### EXERCISE INPUT
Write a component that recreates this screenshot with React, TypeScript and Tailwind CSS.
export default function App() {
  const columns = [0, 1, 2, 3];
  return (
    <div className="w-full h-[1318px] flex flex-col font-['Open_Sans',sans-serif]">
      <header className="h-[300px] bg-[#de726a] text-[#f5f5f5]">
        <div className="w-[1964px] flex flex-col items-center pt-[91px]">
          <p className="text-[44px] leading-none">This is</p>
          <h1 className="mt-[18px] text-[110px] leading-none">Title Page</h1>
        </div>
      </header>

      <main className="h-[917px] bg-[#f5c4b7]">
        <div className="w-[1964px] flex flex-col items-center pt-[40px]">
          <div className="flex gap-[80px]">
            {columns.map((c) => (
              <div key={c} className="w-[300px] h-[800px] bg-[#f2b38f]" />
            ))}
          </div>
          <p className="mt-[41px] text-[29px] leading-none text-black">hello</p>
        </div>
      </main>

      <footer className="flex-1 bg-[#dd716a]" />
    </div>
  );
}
==
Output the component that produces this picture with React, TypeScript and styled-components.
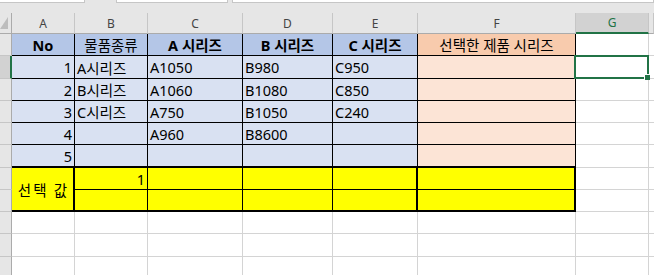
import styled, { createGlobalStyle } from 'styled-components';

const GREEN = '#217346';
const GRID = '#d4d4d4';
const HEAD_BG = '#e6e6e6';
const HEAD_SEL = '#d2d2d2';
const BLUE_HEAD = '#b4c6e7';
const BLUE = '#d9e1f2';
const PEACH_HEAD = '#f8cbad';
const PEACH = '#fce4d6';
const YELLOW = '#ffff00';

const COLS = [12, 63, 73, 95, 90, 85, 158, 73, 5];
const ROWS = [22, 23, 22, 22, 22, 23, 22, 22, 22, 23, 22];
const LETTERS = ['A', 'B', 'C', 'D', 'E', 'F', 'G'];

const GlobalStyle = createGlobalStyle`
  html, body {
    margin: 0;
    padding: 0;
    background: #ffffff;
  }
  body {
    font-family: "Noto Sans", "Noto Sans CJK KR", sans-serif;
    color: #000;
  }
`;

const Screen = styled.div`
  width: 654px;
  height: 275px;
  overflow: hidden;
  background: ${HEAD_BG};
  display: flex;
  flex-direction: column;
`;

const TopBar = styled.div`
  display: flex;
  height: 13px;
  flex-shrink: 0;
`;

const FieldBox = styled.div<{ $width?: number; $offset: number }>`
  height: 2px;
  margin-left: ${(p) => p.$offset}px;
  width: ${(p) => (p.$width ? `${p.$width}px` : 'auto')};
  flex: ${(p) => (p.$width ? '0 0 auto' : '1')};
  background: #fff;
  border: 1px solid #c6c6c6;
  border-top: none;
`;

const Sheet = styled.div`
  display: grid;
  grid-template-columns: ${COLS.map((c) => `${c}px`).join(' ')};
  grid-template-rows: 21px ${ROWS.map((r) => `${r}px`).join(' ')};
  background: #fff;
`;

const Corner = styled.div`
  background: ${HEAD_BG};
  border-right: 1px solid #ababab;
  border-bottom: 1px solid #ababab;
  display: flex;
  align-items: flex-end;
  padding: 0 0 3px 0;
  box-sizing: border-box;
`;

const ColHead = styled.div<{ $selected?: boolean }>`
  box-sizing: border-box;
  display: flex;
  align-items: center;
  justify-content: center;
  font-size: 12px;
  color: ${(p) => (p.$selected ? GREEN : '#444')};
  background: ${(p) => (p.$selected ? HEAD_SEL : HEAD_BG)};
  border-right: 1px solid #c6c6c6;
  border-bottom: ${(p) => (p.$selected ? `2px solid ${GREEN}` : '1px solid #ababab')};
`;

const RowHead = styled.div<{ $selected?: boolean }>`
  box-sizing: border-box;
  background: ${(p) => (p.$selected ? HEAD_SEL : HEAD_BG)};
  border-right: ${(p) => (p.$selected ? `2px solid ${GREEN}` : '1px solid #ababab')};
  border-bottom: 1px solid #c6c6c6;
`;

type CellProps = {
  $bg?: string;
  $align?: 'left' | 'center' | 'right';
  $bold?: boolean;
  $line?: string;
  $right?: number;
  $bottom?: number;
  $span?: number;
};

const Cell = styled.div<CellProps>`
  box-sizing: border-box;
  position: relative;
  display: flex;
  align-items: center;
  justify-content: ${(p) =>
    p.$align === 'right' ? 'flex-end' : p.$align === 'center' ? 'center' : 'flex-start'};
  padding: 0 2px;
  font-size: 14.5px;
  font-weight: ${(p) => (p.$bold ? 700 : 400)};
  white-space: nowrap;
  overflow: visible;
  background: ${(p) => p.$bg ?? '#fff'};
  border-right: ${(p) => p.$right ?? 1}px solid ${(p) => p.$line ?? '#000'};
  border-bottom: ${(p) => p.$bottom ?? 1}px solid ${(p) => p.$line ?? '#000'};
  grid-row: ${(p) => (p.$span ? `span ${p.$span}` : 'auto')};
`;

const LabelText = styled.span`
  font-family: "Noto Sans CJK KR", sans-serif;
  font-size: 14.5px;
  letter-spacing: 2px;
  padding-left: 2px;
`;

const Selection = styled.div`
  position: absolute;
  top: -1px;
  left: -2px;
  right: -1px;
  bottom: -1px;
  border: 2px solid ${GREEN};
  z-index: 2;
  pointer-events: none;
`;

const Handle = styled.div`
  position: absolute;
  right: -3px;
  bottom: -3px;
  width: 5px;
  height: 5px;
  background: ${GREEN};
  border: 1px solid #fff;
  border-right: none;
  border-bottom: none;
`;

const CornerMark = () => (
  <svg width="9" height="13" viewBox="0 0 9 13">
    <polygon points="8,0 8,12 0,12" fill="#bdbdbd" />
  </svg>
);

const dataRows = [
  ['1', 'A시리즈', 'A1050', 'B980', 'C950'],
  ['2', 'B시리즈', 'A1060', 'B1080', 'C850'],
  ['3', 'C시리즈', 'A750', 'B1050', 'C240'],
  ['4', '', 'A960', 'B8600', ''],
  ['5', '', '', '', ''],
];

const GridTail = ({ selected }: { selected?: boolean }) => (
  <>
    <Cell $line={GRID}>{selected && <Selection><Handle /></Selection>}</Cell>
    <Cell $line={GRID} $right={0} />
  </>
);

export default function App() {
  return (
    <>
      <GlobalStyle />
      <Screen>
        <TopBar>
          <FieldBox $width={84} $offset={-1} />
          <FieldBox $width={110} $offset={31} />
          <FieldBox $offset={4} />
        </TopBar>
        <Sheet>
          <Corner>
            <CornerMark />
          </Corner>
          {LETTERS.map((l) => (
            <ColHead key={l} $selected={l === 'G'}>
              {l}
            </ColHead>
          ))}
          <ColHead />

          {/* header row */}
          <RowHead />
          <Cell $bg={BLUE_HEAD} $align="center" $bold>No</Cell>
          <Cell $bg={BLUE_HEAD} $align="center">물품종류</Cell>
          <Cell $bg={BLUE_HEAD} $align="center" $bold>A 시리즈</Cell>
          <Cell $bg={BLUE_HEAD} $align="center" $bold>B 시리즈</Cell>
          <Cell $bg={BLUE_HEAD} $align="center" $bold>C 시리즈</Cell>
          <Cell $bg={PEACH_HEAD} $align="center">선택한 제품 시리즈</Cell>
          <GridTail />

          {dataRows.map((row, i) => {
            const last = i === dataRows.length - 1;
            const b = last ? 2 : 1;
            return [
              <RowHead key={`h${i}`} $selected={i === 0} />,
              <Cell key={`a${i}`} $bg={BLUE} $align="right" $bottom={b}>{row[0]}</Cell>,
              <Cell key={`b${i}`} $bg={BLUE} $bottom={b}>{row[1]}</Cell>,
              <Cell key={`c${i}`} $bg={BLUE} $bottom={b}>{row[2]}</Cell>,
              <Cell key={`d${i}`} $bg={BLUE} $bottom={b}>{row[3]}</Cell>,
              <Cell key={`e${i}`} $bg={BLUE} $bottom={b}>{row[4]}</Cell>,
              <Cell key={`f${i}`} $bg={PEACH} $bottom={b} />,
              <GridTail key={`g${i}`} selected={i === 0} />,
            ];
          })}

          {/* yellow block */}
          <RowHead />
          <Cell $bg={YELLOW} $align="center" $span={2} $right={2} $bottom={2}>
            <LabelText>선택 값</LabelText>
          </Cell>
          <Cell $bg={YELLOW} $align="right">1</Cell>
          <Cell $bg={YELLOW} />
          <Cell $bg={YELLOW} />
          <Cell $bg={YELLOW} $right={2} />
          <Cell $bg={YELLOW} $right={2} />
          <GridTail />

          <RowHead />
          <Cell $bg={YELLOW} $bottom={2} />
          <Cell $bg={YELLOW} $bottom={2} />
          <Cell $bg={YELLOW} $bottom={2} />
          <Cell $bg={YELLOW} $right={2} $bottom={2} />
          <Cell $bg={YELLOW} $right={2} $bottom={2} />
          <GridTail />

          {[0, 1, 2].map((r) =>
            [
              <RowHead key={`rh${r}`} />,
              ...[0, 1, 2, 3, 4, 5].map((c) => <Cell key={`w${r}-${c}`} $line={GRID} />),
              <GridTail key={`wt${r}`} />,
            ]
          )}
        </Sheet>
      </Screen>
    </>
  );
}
---
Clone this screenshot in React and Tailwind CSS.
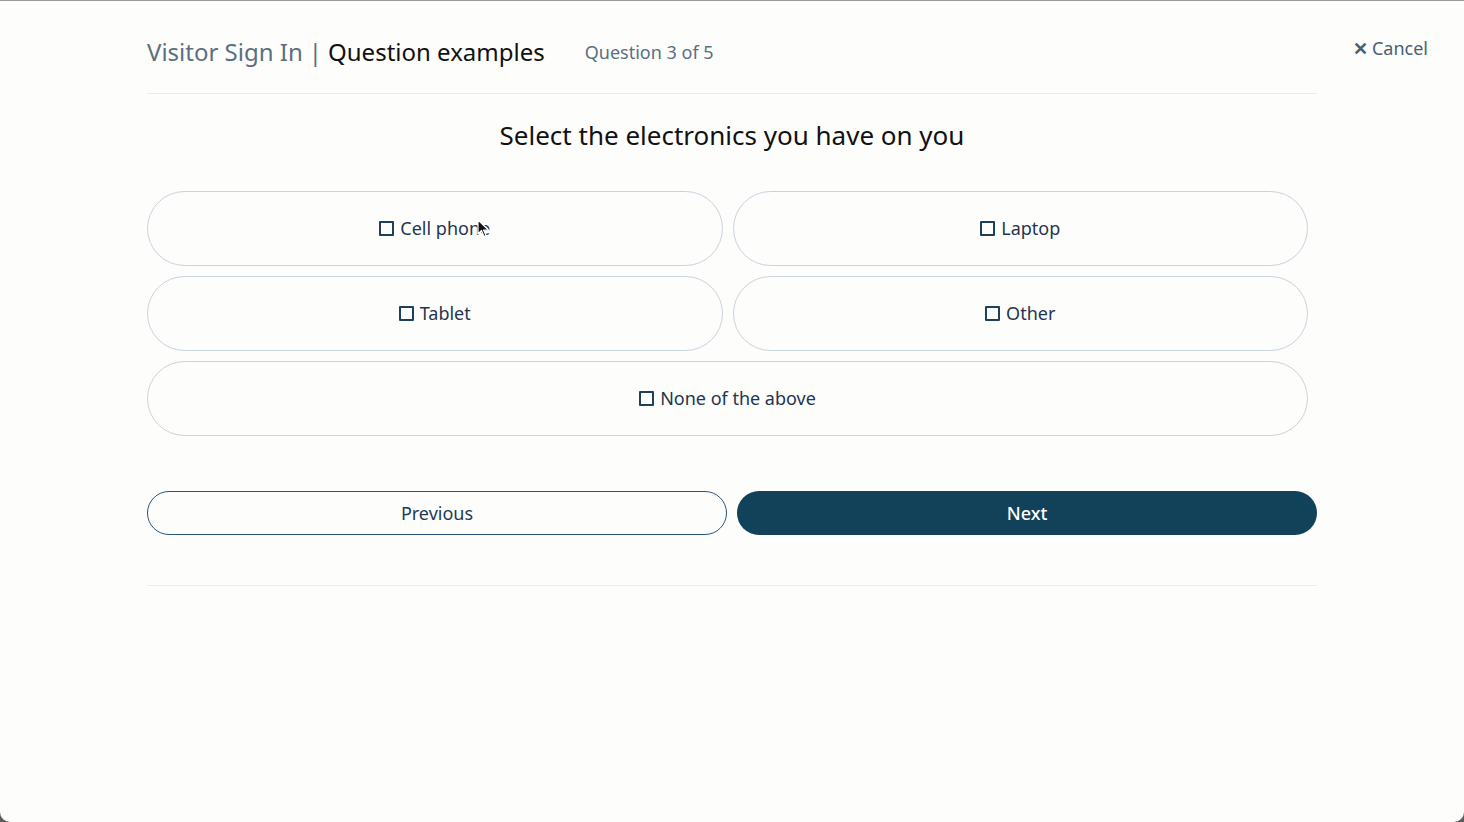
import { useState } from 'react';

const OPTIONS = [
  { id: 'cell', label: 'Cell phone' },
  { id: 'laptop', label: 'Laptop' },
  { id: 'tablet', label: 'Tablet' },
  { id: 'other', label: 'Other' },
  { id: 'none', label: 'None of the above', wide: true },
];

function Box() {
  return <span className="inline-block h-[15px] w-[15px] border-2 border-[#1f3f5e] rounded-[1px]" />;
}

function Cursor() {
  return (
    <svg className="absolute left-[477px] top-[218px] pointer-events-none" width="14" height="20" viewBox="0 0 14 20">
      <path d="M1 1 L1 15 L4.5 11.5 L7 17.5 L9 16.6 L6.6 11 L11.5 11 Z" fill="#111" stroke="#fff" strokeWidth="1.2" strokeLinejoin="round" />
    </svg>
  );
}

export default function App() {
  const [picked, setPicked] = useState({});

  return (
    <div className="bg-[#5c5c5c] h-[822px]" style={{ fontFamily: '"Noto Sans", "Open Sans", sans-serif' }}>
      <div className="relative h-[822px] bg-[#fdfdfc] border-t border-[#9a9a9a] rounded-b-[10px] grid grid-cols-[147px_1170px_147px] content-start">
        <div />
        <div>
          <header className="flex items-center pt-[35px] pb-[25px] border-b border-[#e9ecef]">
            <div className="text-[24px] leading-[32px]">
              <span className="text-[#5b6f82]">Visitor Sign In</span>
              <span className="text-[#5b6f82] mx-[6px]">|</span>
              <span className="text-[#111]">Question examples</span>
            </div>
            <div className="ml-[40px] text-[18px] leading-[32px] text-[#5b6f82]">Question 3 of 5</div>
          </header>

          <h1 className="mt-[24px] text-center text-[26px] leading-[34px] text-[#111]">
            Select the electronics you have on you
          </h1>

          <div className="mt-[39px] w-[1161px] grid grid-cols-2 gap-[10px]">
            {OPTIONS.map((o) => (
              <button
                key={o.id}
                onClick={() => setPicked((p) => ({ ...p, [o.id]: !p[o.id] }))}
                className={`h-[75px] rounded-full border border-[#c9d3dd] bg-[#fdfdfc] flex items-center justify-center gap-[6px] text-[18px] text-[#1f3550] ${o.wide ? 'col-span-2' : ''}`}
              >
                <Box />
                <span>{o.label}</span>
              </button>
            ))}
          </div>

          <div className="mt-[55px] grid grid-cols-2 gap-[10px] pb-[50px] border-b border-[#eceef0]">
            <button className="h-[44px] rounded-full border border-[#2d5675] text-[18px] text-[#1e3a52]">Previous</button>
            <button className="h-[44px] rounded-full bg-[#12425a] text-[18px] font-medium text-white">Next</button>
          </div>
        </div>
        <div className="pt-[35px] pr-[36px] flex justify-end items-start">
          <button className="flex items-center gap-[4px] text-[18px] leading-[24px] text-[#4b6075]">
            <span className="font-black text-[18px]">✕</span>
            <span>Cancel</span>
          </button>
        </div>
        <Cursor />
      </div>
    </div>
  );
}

### DIRECTIVE
From the line that has "Clone this screenshot" through the line that has "const [picked, setPicked]", reproduce each line exactly as it stands and nothing else; do not include any pictures.

### WRITTEN RESPONSE
Clone this screenshot in React and Tailwind CSS.
import { useState } from 'react';

const OPTIONS = [
  { id: 'cell', label: 'Cell phone' },
  { id: 'laptop', label: 'Laptop' },
  { id: 'tablet', label: 'Tablet' },
  { id: 'other', label: 'Other' },
  { id: 'none', label: 'None of the above', wide: true },
];

function Box() {
  return <span className="inline-block h-[15px] w-[15px] border-2 border-[#1f3f5e] rounded-[1px]" />;
}

function Cursor() {
  return (
    <svg className="absolute left-[477px] top-[218px] pointer-events-none" width="14" height="20" viewBox="0 0 14 20">
      <path d="M1 1 L1 15 L4.5 11.5 L7 17.5 L9 16.6 L6.6 11 L11.5 11 Z" fill="#111" stroke="#fff" strokeWidth="1.2" strokeLinejoin="round" />
    </svg>
  );
}

export default function App() {
  const [picked, setPicked] = useState({});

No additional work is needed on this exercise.